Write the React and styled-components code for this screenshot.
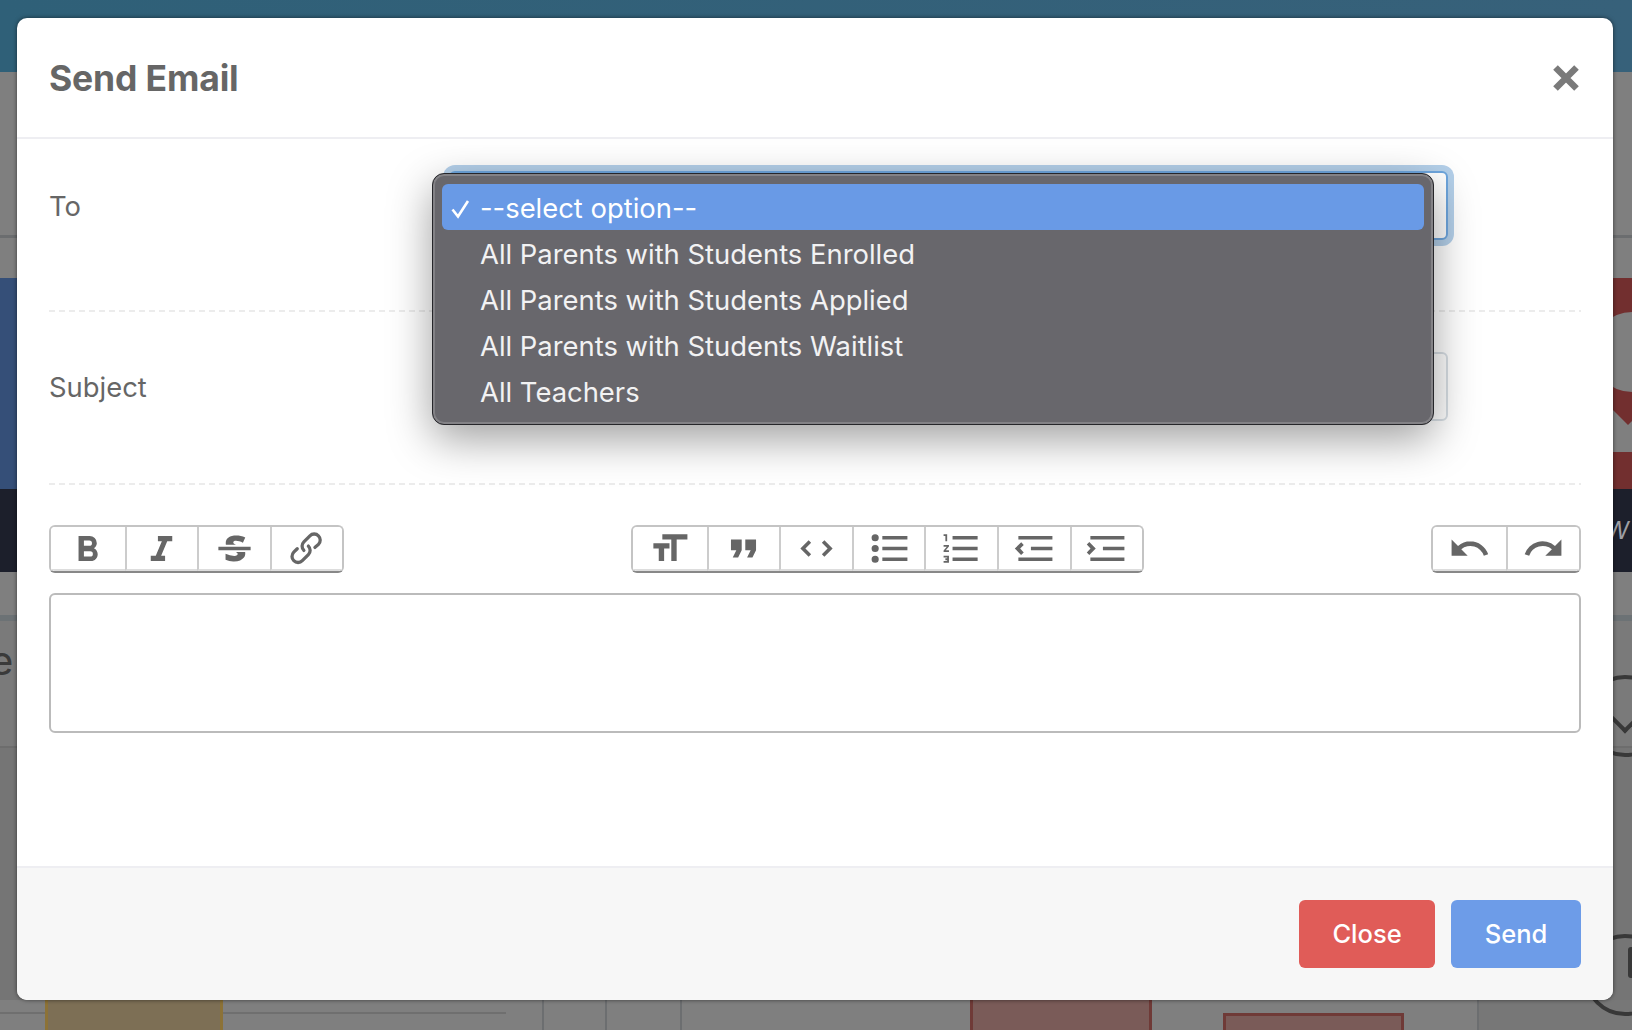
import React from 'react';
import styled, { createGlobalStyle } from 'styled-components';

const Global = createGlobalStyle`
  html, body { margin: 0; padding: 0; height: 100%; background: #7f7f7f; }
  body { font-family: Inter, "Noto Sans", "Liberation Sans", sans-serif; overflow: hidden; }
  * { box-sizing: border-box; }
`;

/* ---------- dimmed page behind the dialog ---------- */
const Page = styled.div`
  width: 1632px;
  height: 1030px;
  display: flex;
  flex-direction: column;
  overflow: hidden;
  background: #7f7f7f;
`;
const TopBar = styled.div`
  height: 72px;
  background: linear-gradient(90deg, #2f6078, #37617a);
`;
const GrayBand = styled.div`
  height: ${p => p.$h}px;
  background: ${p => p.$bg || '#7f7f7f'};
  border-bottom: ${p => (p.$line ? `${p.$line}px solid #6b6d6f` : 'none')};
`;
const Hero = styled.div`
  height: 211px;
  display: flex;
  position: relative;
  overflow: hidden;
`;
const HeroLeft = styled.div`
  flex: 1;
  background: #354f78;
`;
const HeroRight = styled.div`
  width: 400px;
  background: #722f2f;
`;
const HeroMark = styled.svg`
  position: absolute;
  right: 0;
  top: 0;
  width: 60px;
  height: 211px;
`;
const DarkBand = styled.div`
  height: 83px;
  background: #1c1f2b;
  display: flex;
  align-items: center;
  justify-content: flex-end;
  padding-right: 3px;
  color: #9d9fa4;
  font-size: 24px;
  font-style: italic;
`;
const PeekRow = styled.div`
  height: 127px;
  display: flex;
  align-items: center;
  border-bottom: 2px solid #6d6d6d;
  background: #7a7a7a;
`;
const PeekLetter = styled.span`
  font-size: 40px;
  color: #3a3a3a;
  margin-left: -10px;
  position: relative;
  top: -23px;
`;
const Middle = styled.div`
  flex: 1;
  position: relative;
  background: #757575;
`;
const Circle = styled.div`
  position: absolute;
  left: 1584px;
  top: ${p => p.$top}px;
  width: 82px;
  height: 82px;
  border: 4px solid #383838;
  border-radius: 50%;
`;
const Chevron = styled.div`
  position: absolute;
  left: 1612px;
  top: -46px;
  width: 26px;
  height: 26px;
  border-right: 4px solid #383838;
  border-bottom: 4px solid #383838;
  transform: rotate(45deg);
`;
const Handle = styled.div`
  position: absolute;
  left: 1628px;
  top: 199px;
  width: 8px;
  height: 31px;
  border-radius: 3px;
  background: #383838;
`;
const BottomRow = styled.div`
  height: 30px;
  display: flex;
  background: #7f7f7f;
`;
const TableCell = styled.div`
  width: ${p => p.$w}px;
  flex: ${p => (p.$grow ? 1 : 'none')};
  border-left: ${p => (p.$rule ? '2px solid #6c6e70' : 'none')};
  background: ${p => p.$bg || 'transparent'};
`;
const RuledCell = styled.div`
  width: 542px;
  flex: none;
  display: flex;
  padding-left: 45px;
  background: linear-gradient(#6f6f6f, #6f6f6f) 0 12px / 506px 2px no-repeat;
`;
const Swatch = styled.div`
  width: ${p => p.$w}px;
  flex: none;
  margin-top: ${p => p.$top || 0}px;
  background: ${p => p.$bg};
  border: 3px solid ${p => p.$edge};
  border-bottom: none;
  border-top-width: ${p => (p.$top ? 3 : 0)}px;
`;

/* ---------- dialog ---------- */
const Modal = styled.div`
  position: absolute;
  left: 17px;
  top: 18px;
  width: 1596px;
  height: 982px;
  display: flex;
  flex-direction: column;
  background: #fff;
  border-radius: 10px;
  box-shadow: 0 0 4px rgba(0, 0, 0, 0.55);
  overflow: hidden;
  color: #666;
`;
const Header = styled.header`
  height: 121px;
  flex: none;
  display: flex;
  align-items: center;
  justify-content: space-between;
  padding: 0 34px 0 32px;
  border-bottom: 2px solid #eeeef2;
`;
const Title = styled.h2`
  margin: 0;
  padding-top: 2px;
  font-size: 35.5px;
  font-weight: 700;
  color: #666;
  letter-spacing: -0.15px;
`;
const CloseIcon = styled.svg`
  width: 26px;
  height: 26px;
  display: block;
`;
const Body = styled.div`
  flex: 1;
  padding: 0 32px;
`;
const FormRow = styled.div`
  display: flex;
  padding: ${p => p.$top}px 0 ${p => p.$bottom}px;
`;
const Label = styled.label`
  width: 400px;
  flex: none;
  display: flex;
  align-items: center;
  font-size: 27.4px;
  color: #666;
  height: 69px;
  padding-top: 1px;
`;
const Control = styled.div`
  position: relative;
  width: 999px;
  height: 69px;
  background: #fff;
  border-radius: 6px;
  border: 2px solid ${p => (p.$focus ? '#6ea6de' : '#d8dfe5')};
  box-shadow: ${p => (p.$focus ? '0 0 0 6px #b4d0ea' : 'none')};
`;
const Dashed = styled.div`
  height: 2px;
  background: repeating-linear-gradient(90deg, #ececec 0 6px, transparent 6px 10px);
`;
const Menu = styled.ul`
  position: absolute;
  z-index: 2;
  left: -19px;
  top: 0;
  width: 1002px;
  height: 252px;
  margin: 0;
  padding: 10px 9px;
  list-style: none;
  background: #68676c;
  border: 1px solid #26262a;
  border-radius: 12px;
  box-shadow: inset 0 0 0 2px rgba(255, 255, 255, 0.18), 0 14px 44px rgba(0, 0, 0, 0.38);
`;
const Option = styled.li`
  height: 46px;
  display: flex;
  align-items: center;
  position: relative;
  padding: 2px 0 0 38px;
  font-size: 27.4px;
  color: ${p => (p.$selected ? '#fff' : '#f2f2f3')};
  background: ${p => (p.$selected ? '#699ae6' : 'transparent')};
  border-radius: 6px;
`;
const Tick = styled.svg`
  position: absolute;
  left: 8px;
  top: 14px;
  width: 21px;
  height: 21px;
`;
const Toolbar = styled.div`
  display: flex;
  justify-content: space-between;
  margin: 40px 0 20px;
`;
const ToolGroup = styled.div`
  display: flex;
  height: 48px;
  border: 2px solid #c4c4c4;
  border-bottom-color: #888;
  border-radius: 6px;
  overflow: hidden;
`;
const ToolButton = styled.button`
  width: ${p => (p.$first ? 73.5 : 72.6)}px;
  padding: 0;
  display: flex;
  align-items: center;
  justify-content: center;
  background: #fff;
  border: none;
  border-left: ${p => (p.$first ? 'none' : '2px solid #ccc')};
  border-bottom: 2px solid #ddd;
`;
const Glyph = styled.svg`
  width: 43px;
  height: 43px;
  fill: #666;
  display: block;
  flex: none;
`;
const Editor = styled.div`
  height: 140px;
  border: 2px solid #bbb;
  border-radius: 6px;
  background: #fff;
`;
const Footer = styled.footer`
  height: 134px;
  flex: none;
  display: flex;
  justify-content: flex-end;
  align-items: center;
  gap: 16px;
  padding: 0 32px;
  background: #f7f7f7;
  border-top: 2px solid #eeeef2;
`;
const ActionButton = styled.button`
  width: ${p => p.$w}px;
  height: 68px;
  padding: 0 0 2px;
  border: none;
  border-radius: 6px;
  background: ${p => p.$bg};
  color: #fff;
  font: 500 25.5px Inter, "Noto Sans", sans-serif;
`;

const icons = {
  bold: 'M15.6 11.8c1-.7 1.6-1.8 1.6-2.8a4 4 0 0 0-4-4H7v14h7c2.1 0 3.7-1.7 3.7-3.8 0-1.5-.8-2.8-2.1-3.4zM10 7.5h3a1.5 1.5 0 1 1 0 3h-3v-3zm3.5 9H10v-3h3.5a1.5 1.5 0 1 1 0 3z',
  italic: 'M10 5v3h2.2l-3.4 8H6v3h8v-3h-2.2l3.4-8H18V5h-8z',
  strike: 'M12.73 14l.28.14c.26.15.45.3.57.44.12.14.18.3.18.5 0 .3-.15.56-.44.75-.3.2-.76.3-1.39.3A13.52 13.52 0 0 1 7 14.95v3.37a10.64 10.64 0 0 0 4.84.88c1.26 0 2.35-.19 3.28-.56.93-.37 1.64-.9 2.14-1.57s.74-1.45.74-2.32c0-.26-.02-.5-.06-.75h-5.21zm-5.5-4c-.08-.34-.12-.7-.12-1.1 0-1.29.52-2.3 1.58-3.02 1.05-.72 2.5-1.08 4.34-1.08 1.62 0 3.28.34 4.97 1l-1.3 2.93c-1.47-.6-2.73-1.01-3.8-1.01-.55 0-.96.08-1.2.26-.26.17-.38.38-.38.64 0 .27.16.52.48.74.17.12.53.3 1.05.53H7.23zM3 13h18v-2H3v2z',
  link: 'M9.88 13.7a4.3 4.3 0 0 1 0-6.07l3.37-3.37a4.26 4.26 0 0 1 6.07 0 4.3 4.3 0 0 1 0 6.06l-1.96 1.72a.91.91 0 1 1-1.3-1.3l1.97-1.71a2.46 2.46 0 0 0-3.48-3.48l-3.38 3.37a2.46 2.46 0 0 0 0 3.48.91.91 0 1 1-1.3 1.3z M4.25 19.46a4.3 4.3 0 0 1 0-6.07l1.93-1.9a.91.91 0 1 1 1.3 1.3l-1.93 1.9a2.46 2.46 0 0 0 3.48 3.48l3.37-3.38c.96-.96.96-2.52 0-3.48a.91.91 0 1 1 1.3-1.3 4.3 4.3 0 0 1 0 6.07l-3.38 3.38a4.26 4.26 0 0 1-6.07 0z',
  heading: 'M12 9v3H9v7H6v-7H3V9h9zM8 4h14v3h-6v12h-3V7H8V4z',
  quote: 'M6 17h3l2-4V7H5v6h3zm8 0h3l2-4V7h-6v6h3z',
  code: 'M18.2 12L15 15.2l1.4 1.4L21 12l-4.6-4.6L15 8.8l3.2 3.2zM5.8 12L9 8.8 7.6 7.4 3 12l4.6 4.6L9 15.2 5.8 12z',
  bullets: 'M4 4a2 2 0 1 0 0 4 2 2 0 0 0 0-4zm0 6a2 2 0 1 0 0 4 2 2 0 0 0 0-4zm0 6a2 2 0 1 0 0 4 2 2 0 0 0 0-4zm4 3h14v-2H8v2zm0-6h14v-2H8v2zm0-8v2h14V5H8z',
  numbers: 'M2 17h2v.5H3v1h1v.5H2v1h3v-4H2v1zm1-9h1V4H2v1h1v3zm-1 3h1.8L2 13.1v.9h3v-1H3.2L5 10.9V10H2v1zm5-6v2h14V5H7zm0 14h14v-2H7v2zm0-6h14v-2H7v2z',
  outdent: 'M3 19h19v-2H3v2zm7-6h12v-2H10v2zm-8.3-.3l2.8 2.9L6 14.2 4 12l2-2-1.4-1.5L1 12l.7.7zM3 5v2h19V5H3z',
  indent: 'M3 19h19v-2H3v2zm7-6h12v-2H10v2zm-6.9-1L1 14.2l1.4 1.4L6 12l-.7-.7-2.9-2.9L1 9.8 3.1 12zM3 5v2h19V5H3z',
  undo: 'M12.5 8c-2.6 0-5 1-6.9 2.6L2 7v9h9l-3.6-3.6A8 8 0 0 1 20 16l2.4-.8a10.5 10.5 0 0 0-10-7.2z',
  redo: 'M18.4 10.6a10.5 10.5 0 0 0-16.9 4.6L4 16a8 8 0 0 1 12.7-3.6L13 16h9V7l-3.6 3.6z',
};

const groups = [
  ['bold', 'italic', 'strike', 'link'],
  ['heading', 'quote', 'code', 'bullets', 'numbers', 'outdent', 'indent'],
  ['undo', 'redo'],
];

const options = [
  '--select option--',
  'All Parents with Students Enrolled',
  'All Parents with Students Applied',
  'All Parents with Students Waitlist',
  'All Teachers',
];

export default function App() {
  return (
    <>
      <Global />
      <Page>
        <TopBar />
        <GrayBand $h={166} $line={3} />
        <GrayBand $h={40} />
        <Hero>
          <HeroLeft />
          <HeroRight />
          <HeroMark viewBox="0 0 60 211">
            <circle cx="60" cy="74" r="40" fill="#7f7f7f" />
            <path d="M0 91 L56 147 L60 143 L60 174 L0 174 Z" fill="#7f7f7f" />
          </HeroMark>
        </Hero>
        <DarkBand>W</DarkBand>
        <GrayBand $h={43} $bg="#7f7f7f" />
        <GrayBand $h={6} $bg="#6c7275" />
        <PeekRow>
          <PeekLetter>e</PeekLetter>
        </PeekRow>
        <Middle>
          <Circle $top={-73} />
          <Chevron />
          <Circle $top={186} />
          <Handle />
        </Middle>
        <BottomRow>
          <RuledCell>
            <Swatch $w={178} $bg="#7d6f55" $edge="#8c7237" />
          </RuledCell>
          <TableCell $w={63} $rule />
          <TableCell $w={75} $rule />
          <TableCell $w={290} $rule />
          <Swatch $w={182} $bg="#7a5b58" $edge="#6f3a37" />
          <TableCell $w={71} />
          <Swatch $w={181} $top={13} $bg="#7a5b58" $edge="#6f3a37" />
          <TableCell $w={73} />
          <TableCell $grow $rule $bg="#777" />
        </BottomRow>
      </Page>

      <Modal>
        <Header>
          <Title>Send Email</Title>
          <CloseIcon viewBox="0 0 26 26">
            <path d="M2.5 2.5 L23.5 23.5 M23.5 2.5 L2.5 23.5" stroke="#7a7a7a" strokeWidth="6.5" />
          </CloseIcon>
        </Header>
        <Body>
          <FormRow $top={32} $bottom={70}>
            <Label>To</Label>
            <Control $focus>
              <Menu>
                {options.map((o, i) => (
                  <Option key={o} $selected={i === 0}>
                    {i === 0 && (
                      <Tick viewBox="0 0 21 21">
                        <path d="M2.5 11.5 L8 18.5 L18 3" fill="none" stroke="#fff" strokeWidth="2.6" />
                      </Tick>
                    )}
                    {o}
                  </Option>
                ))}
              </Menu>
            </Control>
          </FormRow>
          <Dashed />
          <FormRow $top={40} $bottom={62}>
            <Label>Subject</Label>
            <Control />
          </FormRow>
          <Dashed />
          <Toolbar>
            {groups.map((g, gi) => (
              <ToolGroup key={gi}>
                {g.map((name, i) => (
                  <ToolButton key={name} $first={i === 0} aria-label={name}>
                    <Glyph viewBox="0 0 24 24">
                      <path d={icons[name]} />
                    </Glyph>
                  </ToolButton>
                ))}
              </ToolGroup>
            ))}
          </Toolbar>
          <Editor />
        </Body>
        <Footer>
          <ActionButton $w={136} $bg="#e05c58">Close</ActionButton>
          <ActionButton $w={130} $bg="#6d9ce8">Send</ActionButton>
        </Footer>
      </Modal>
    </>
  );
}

※

**TASK**
Copy all lines from the material that include "code".

**SOLVED PROBLEM**
Write the React and styled-components code for this screenshot.
  code: 'M18.2 12L15 15.2l1.4 1.4L21 12l-4.6-4.6L15 8.8l3.2 3.2zM5.8 12L9 8.8 7.6 7.4 3 12l4.6 4.6L9 15.2 5.8 12z',
  ['heading', 'quote', 'code', 'bullets', 'numbers', 'outdent', 'indent'],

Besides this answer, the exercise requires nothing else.